Scheduling classes shouldn’t be a stressful process.
But for many LSU students, scheduling courses for the next semester can be very stressful. Between trying to figure out which classes they should be taking and waiting until the scheduling portal opens, students are on their own when it comes to scheduling.
There should be more resources to help students navigate through the scheduling process, from knowing where to find your degree audit and CATS status to how it all even works.
“The first time I had to schedule for this semester, I had to do it on the spot,” Abby Sant, a political science freshman, said. “A lot of the gen ed classes… the convenient times are full before you’re given a chance to schedule, so you have to take super early morning or late night classes. The more specific ones for majors are completely full.”
She said navigating the process for the first time was hard for her as she had no one to guide her.
“As freshmen, they don’t tell you how to access your degree audit or anything,” Sant said.
But scheduling classes isn’t any easier for upperclassmen either, as getting a spot in major-specific courses can sometimes be crucial to graduate on time.
“They give you a scheduling date, and when you get to that date, all the classes you needed were filled,” Madeliene Moss, a senior double majoring in political science and English, said. “So you sit there and wait for the portal to open up, and it shuts down because it’s too busy. And once you can get in, all the classes are night classes. The suggestion I was given was to go in with a plan and backups, but in the end, you’re busy trying to fill the classes and you’re stuck with gen eds. So what do I do? Take a random class?”

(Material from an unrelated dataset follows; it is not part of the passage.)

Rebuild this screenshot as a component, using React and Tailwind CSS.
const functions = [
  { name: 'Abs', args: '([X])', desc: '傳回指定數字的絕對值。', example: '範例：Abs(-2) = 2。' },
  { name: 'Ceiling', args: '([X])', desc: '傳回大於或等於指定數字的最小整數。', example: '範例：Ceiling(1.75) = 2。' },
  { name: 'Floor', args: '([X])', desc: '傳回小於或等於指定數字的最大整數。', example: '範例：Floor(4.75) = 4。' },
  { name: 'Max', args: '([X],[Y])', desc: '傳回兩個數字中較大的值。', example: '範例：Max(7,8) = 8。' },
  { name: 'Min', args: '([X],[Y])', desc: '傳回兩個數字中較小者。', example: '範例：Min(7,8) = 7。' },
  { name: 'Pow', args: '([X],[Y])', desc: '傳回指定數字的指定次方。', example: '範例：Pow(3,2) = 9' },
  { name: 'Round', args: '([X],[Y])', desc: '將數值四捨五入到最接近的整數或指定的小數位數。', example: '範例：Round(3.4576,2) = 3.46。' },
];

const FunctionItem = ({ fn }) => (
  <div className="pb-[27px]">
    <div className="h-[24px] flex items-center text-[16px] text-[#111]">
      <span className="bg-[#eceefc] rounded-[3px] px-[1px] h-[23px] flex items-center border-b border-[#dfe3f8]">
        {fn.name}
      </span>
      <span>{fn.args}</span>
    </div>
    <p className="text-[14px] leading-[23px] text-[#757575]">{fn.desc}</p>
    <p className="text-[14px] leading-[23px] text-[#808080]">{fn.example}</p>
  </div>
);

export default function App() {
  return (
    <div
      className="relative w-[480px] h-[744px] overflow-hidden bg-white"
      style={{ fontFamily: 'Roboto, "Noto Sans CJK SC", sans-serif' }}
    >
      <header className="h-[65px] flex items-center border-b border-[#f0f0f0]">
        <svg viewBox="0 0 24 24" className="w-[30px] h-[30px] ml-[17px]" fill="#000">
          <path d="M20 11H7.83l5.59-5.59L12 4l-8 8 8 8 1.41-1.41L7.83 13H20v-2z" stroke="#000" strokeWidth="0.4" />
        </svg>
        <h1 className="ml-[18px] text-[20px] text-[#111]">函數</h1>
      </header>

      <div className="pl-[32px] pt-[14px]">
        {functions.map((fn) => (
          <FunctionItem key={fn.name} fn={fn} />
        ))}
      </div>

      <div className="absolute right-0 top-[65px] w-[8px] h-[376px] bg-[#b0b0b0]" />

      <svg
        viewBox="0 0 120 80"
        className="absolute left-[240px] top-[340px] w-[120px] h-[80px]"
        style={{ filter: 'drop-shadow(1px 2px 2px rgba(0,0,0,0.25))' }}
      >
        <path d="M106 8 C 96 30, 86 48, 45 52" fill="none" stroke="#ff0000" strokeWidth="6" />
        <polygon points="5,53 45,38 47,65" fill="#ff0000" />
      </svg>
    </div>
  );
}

Moss had to be on the waitlist for her capstone class for a month and had to email professors and advisors to try to get a spot in the class. In the end, she got a spot in the class three weeks into the semester.
“A lot of the time, the advising team and the professor don’t communicate. I’m not expecting special treatment, but expecting to email somebody and receive their help, not sink or swim, especially as a senior. It’s very stressful,” Moss said.
The problem is not only the scheduling times, but the class availability.
For example, journalism majors, such as myself, are required to take MC 2101. There is only one section for this course for Fall 2023, with a total of 19 spots that are already full. In a university with over 30,000 students, there should be more than 19 available spots for a class. There should be enough space in courses so that students can make timely progress in their majors.
Getting on the waitlist never hurts, but there’s not much hope when you’re number 14. Sometimes students have to email professors to be given a spot in the class. All the while, they must have backup classes scheduled just in case.
LSU must offer and promote more scheduling resources for students to help make this chaotic experience we call college a little less stressful.
Isabella Albertini is a 23-year-old mass communication major from Lima, Peru.